# [Problem details]
Write out each line exactly as it stands, please.

# [Data section]
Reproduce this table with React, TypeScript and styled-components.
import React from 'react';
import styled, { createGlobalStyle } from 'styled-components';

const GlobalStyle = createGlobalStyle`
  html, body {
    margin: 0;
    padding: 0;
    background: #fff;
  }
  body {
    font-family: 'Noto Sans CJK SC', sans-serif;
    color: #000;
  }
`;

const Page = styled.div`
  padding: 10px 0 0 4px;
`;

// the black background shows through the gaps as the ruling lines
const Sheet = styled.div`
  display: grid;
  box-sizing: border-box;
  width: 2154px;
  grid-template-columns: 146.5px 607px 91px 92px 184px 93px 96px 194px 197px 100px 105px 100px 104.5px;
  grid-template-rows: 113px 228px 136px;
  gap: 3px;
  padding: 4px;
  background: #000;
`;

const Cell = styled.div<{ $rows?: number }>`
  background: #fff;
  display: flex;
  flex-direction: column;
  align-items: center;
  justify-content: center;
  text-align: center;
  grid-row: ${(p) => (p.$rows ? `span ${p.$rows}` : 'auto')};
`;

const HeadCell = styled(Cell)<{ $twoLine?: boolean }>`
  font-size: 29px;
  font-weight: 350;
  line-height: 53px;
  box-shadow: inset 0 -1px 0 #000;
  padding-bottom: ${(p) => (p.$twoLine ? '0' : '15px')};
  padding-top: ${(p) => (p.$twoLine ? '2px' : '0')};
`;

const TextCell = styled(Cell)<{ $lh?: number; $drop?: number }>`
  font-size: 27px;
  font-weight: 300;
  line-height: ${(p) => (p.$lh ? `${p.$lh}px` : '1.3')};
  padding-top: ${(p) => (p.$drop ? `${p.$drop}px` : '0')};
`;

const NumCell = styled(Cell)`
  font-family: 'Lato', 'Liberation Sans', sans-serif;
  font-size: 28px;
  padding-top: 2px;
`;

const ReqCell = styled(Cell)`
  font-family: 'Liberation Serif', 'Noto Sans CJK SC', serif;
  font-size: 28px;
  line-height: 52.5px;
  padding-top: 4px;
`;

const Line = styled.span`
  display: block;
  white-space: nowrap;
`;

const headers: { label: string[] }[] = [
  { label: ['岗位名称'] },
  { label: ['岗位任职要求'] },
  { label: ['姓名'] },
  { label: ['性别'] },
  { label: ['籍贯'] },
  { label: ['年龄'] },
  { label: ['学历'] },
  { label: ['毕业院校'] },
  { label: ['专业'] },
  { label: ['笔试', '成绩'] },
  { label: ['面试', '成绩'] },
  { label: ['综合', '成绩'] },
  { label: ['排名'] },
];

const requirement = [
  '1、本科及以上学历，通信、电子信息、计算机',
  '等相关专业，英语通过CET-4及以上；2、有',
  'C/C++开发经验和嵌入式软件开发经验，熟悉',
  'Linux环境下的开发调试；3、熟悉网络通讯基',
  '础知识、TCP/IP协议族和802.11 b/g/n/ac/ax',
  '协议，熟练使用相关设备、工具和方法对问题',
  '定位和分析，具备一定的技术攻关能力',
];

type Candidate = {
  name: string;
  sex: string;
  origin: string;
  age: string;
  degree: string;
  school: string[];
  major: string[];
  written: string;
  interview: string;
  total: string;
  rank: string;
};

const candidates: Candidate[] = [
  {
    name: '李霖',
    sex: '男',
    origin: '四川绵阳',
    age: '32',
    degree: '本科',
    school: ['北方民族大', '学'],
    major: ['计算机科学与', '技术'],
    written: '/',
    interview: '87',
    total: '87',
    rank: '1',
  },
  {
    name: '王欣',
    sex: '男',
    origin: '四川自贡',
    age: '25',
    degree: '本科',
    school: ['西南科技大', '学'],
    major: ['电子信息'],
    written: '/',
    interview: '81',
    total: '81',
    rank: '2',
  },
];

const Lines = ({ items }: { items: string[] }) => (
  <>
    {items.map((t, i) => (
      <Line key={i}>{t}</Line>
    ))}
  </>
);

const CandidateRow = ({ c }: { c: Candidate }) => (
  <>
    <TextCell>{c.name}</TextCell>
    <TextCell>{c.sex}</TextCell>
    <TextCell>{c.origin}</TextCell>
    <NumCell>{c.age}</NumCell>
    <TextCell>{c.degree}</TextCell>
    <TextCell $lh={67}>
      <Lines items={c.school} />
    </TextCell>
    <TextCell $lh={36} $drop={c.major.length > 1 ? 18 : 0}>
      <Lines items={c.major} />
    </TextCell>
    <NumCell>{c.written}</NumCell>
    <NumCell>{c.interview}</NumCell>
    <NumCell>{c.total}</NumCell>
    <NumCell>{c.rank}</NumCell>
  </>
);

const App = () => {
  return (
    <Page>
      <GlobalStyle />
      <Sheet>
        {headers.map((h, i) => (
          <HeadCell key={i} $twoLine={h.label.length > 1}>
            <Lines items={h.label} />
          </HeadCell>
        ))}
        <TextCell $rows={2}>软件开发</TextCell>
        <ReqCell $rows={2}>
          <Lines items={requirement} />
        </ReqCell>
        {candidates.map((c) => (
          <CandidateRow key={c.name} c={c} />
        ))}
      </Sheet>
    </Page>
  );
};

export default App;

# [Answer to this problem]
Reproduce this table with React, TypeScript and styled-components.
import React from 'react';
import styled, { createGlobalStyle } from 'styled-components';

const GlobalStyle = createGlobalStyle`
  html, body {
    margin: 0;
    padding: 0;
    background: #fff;
  }
  body {
    font-family: 'Noto Sans CJK SC', sans-serif;
    color: #000;
  }
`;

const Page = styled.div`
  padding: 10px 0 0 4px;
`;

// the black background shows through the gaps as the ruling lines
const Sheet = styled.div`
  display: grid;
  box-sizing: border-box;
  width: 2154px;
  grid-template-columns: 146.5px 607px 91px 92px 184px 93px 96px 194px 197px 100px 105px 100px 104.5px;
  grid-template-rows: 113px 228px 136px;
  gap: 3px;
  padding: 4px;
  background: #000;
`;

const Cell = styled.div<{ $rows?: number }>`
  background: #fff;
  display: flex;
  flex-direction: column;
  align-items: center;
  justify-content: center;
  text-align: center;
  grid-row: ${(p) => (p.$rows ? `span ${p.$rows}` : 'auto')};
`;

const HeadCell = styled(Cell)<{ $twoLine?: boolean }>`
  font-size: 29px;
  font-weight: 350;
  line-height: 53px;
  box-shadow: inset 0 -1px 0 #000;
  padding-bottom: ${(p) => (p.$twoLine ? '0' : '15px')};
  padding-top: ${(p) => (p.$twoLine ? '2px' : '0')};
`;

const TextCell = styled(Cell)<{ $lh?: number; $drop?: number }>`
  font-size: 27px;
  font-weight: 300;
  line-height: ${(p) => (p.$lh ? `${p.$lh}px` : '1.3')};
  padding-top: ${(p) => (p.$drop ? `${p.$drop}px` : '0')};
`;

const NumCell = styled(Cell)`
  font-family: 'Lato', 'Liberation Sans', sans-serif;
  font-size: 28px;
  padding-top: 2px;
`;

const ReqCell = styled(Cell)`
  font-family: 'Liberation Serif', 'Noto Sans CJK SC', serif;
  font-size: 28px;
  line-height: 52.5px;
  padding-top: 4px;
`;

const Line = styled.span`
  display: block;
  white-space: nowrap;
`;

const headers: { label: string[] }[] = [
  { label: ['岗位名称'] },
  { label: ['岗位任职要求'] },
  { label: ['姓名'] },
  { label: ['性别'] },
  { label: ['籍贯'] },
  { label: ['年龄'] },
  { label: ['学历'] },
  { label: ['毕业院校'] },
  { label: ['专业'] },
  { label: ['笔试', '成绩'] },
  { label: ['面试', '成绩'] },
  { label: ['综合', '成绩'] },
  { label: ['排名'] },
];

const requirement = [
  '1、本科及以上学历，通信、电子信息、计算机',
  '等相关专业，英语通过CET-4及以上；2、有',
  'C/C++开发经验和嵌入式软件开发经验，熟悉',
  'Linux环境下的开发调试；3、熟悉网络通讯基',
  '础知识、TCP/IP协议族和802.11 b/g/n/ac/ax',
  '协议，熟练使用相关设备、工具和方法对问题',
  '定位和分析，具备一定的技术攻关能力',
];

type Candidate = {
  name: string;
  sex: string;
  origin: string;
  age: string;
  degree: string;
  school: string[];
  major: string[];
  written: string;
  interview: string;
  total: string;
  rank: string;
};

const candidates: Candidate[] = [
  {
    name: '李霖',
    sex: '男',
    origin: '四川绵阳',
    age: '32',
    degree: '本科',
    school: ['北方民族大', '学'],
    major: ['计算机科学与', '技术'],
    written: '/',
    interview: '87',
    total: '87',
    rank: '1',
  },
  {
    name: '王欣',
    sex: '男',
    origin: '四川自贡',
    age: '25',
    degree: '本科',
    school: ['西南科技大', '学'],
    major: ['电子信息'],
    written: '/',
    interview: '81',
    total: '81',
    rank: '2',
  },
];

const Lines = ({ items }: { items: string[] }) => (
  <>
    {items.map((t, i) => (
      <Line key={i}>{t}</Line>
    ))}
  </>
);

const CandidateRow = ({ c }: { c: Candidate }) => (
  <>
    <TextCell>{c.name}</TextCell>
    <TextCell>{c.sex}</TextCell>
    <TextCell>{c.origin}</TextCell>
    <NumCell>{c.age}</NumCell>
    <TextCell>{c.degree}</TextCell>
    <TextCell $lh={67}>
      <Lines items={c.school} />
    </TextCell>
    <TextCell $lh={36} $drop={c.major.length > 1 ? 18 : 0}>
      <Lines items={c.major} />
    </TextCell>
    <NumCell>{c.written}</NumCell>
    <NumCell>{c.interview}</NumCell>
    <NumCell>{c.total}</NumCell>
    <NumCell>{c.rank}</NumCell>
  </>
);

const App = () => {
  return (
    <Page>
      <GlobalStyle />
      <Sheet>
        {headers.map((h, i) => (
          <HeadCell key={i} $twoLine={h.label.length > 1}>
            <Lines items={h.label} />
          </HeadCell>
        ))}
        <TextCell $rows={2}>软件开发</TextCell>
        <ReqCell $rows={2}>
          <Lines items={requirement} />
        </ReqCell>
        {candidates.map((c) => (
          <CandidateRow key={c.name} c={c} />
        ))}
      </Sheet>
    </Page>
  );
};

export default App;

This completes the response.